WHAT THE TASK REQUIRES - Omit all images. Transcribe the rest of the material below exactly.

┌─ INFORMATION SHOWN

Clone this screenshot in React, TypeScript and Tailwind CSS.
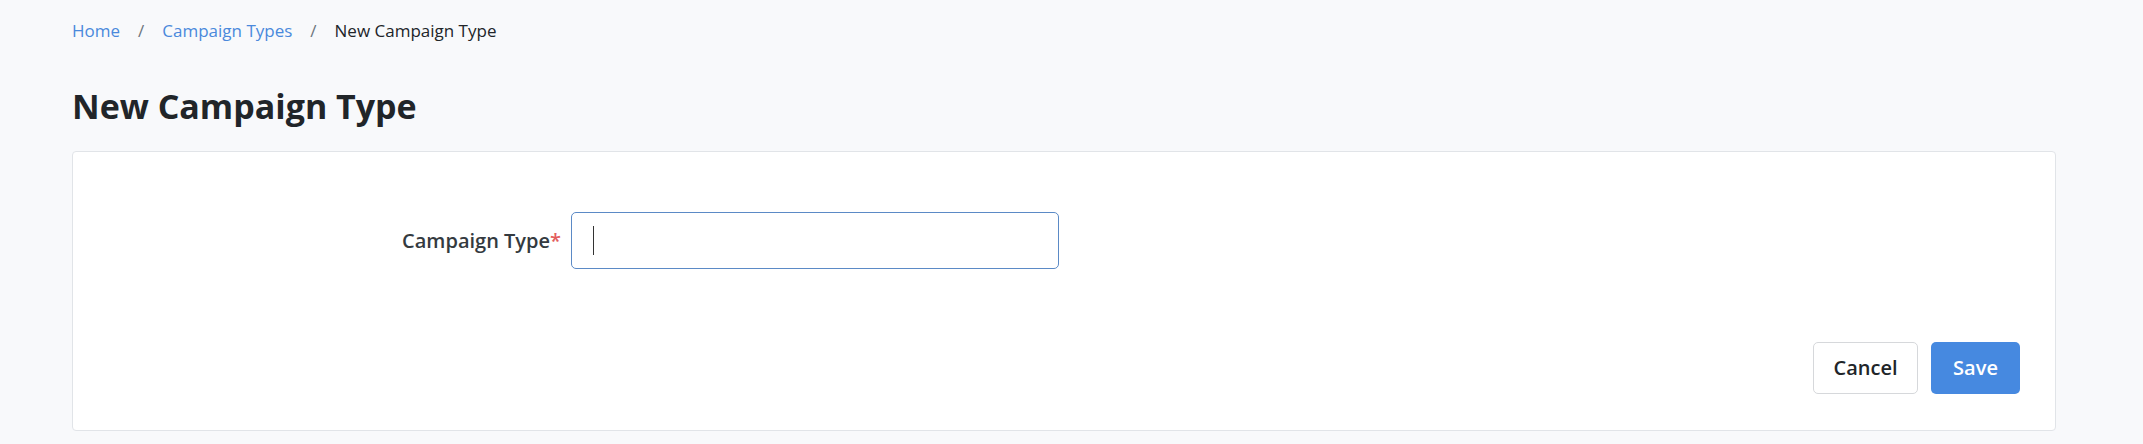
export default function App() {
  const font = { fontFamily: '"Open Sans", "Noto Sans", "Liberation Sans", sans-serif' };
  return (
    <div className="min-h-[444px] w-full bg-[#f8f9fb] pl-[72px] pr-[87px] pt-[19px]" style={font}>
      <nav className="flex h-[24px] items-center text-[17px] leading-[24px]">
        <a className="text-[#4a89dc]">Home</a>
        <span className="mx-[18px] text-[#6c757d]">/</span>
        <a className="text-[#4a89dc]">Campaign Types</a>
        <span className="mx-[18px] text-[#6c757d]">/</span>
        <span className="text-[#212529]">New Campaign Type</span>
      </nav>
      <h1 className="mt-[42px] h-[42px] text-[34px] font-bold leading-[42px] text-[#212529]">New Campaign Type</h1>
      <div className="mt-[24px] flex h-[280px] flex-col rounded-[4px] border border-[#e1e4e8] bg-white pt-[60px] pb-[36px] pr-[35px]">
        <div className="flex items-center">
          <label className="w-[498px] pr-[10px] text-right text-[20px] font-semibold text-[#343a40]">
            Campaign Type<span className="text-[#e35d5d]">*</span>
          </label>
          <div className="flex h-[57px] w-[488px] items-center rounded-[5px] border border-[#5b8ac6] bg-white pl-[21px]">
            <span className="h-[29px] w-[1px] bg-[#333]" />
          </div>
        </div>
        <div className="mt-auto flex justify-end gap-[13px]">
          <button className="h-[52px] w-[105px] rounded-[5px] border border-[#d6d8db] bg-white text-[20px] font-semibold text-[#212529]">
            Cancel
          </button>
          <button className="h-[52px] w-[89px] rounded-[5px] bg-[#4689e0] text-[20px] font-semibold text-white">
            Save
          </button>
        </div>
      </div>
    </div>
  );
}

└─

EXPECTED ANSWER -
Clone this screenshot in React, TypeScript and Tailwind CSS.
export default function App() {
  const font = { fontFamily: '"Open Sans", "Noto Sans", "Liberation Sans", sans-serif' };
  return (
    <div className="min-h-[444px] w-full bg-[#f8f9fb] pl-[72px] pr-[87px] pt-[19px]" style={font}>
      <nav className="flex h-[24px] items-center text-[17px] leading-[24px]">
        <a className="text-[#4a89dc]">Home</a>
        <span className="mx-[18px] text-[#6c757d]">/</span>
        <a className="text-[#4a89dc]">Campaign Types</a>
        <span className="mx-[18px] text-[#6c757d]">/</span>
        <span className="text-[#212529]">New Campaign Type</span>
      </nav>
      <h1 className="mt-[42px] h-[42px] text-[34px] font-bold leading-[42px] text-[#212529]">New Campaign Type</h1>
      <div className="mt-[24px] flex h-[280px] flex-col rounded-[4px] border border-[#e1e4e8] bg-white pt-[60px] pb-[36px] pr-[35px]">
        <div className="flex items-center">
          <label className="w-[498px] pr-[10px] text-right text-[20px] font-semibold text-[#343a40]">
            Campaign Type<span className="text-[#e35d5d]">*</span>
          </label>
          <div className="flex h-[57px] w-[488px] items-center rounded-[5px] border border-[#5b8ac6] bg-white pl-[21px]">
            <span className="h-[29px] w-[1px] bg-[#333]" />
          </div>
        </div>
        <div className="mt-auto flex justify-end gap-[13px]">
          <button className="h-[52px] w-[105px] rounded-[5px] border border-[#d6d8db] bg-white text-[20px] font-semibold text-[#212529]">
            Cancel
          </button>
          <button className="h-[52px] w-[89px] rounded-[5px] bg-[#4689e0] text-[20px] font-semibold text-white">
            Save
          </button>
        </div>
      </div>
    </div>
  );
}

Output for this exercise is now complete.